It is in the world's interests not to let North Korea starve

LET'S FACE IT: NORTH Korea may be the world's most obnoxious charity case. It comes across like an aggressive panhandler, who takes the handout and then spits at the benefactor. Such an attitude makes it hard to mobilize foreign concern, much less assistance. The United Nations World Food Program says its recent appeal for $95 million to buy 200,000 tons of food for the hungry nation is only about a third subscribed. Many outsiders even prefer to believe, despite mounting evidence to the contrary, that North Korea's travails are an elaborate ploy cooked up by a devious and unscrupulous leadership in Pyongyang. The alleged aim: to split South Korea from its ally and protector, the United States. Against this background, pretexts abound for inaction:

• North Koreans are not really starving. That is the official position of the South Korean government, which has not provided much aid since 1995. The North is facing hard times, even food shortages, but not a famine, goes the argument. It is hard to confirm the worst reports since independent journalists, and sometimes aid workers, are denied access to the stricken regions. But there is growing anecdotal evidence from a range of sources -- including, most recently, several American congressmen and the International Red Cross -- that the situation, beyond Pyongyang, is dire. The North Korean authorities themselves seem to have confirmed the famine by broadcasting recipes for boiling grasses.

• It's all Pyongyang's fault, anyway. Largely true. History teaches that famines are usually man-made, despite the claims of leaders that they are the unavoidable consequences of natural disaster. This was true of the starvation that accompanied Stalin's collectivization drive in Russia during the 1930s and the famine that followed China's Great Leap Forward of the late 1950s. Yes, many parts of North Korea suffered serious back-to-back floods in the last two years. But the real reason for the country's inability to feed itself is its inefficient commune system. Since the Russians discontinued their huge subsidies in recent years, the economy simply has not been able to provide for the people. The flooding has given Pyongyang's leaders a plausible excuse to accept some outside aid without seeming to compromise their ideology of juche (self-reliance).

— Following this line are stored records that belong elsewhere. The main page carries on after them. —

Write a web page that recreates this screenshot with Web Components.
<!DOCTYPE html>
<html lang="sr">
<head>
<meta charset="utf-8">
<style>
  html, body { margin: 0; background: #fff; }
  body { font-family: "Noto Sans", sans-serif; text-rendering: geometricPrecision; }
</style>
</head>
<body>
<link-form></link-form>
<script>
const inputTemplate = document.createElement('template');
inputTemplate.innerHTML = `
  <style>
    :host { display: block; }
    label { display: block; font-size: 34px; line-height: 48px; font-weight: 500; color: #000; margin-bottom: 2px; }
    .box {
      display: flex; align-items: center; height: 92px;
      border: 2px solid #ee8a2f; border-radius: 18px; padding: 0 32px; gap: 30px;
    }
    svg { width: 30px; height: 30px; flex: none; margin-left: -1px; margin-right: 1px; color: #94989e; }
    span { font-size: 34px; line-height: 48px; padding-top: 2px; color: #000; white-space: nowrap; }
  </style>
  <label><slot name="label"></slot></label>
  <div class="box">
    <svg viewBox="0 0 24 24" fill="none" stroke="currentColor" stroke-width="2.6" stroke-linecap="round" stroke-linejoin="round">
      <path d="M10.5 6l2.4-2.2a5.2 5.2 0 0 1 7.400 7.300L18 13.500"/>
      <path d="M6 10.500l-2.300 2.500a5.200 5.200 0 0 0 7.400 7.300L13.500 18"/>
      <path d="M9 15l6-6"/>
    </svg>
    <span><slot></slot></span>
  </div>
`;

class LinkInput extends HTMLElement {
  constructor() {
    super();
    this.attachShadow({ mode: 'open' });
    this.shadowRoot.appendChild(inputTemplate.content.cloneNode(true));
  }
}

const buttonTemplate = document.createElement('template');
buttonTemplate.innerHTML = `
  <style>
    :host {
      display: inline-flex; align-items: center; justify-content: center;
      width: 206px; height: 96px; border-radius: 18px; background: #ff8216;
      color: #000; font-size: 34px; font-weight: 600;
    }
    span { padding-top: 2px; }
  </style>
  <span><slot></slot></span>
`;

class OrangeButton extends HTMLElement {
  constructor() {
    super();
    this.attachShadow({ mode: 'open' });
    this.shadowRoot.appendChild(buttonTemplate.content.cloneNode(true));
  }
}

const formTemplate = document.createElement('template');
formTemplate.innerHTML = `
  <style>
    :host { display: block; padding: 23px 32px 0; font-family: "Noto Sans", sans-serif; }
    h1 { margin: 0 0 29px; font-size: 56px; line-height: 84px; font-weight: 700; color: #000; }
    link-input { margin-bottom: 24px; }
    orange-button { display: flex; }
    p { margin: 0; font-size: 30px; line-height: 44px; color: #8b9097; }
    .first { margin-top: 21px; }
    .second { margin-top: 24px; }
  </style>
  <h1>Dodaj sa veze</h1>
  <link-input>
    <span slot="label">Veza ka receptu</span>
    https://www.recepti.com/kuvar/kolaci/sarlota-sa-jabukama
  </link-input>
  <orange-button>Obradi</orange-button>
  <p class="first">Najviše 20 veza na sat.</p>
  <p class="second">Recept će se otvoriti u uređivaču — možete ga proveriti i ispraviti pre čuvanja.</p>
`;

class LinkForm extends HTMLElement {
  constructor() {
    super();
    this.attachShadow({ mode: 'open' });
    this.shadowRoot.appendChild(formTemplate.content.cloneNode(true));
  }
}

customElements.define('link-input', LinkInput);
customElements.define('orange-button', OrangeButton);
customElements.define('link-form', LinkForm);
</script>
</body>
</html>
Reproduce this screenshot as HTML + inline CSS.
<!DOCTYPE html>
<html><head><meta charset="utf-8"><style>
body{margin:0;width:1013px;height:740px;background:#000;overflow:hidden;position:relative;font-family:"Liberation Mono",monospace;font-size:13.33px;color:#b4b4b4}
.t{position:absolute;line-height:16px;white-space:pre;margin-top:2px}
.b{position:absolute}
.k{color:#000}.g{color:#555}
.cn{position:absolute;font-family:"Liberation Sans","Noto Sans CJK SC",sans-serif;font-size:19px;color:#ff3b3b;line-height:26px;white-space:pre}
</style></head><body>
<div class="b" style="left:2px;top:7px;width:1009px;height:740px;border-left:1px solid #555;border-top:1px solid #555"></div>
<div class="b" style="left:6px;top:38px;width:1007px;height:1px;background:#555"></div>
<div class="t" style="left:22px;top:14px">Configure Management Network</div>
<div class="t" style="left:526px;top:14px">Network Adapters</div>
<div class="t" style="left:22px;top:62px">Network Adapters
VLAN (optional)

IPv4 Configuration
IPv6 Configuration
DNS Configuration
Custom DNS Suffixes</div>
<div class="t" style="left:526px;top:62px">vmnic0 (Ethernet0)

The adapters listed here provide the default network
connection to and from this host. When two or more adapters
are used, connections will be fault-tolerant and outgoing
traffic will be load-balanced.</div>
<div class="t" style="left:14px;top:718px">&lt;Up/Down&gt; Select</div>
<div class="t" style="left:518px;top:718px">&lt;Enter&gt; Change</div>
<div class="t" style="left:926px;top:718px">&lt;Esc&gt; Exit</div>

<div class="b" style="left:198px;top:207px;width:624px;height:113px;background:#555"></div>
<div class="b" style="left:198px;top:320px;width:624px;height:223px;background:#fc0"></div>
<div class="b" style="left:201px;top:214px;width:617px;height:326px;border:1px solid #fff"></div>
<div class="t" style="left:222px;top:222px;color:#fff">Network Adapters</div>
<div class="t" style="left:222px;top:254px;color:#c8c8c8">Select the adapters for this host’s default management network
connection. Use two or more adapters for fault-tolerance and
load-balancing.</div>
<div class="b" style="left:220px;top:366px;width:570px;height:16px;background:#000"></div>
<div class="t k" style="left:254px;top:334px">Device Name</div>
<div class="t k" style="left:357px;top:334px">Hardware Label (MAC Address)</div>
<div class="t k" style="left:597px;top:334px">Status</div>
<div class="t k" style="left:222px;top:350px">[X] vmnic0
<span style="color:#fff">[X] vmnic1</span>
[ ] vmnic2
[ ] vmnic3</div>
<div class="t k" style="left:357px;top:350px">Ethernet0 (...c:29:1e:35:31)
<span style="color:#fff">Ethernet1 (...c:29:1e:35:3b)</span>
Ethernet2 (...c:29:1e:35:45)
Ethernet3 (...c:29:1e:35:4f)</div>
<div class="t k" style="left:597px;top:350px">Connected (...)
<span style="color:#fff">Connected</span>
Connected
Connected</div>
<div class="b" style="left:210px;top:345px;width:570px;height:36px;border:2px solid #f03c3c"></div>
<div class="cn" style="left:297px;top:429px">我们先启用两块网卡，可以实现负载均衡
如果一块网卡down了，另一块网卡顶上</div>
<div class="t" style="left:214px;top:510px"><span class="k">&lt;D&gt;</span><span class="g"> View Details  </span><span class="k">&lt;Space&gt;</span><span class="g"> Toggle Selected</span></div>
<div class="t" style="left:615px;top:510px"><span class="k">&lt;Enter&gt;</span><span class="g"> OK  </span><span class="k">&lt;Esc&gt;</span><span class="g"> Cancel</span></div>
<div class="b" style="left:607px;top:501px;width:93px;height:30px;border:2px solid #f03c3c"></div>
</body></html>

• Food would just be diverted to the army. A legitimate concern, but not a conclusive argument against more aid. For one thing, soldiers have to eat too. There are more than a million of them, and they cannot be easily demobilized in the absence of a functioning economy capable of absorbing them. Many also have wives and children. So the military makes up a significant portion of North Korea's 23 million people. The suspicion cannot be entirely discounted that Pyongyang may be stockpiling food for an attack on the South. But if North Korea really is preparing for a military offensive, it would need to stockpile a lot more than K-rations. Moreover, aid shipments can be monitored by officials and by satellite to prevent diversion.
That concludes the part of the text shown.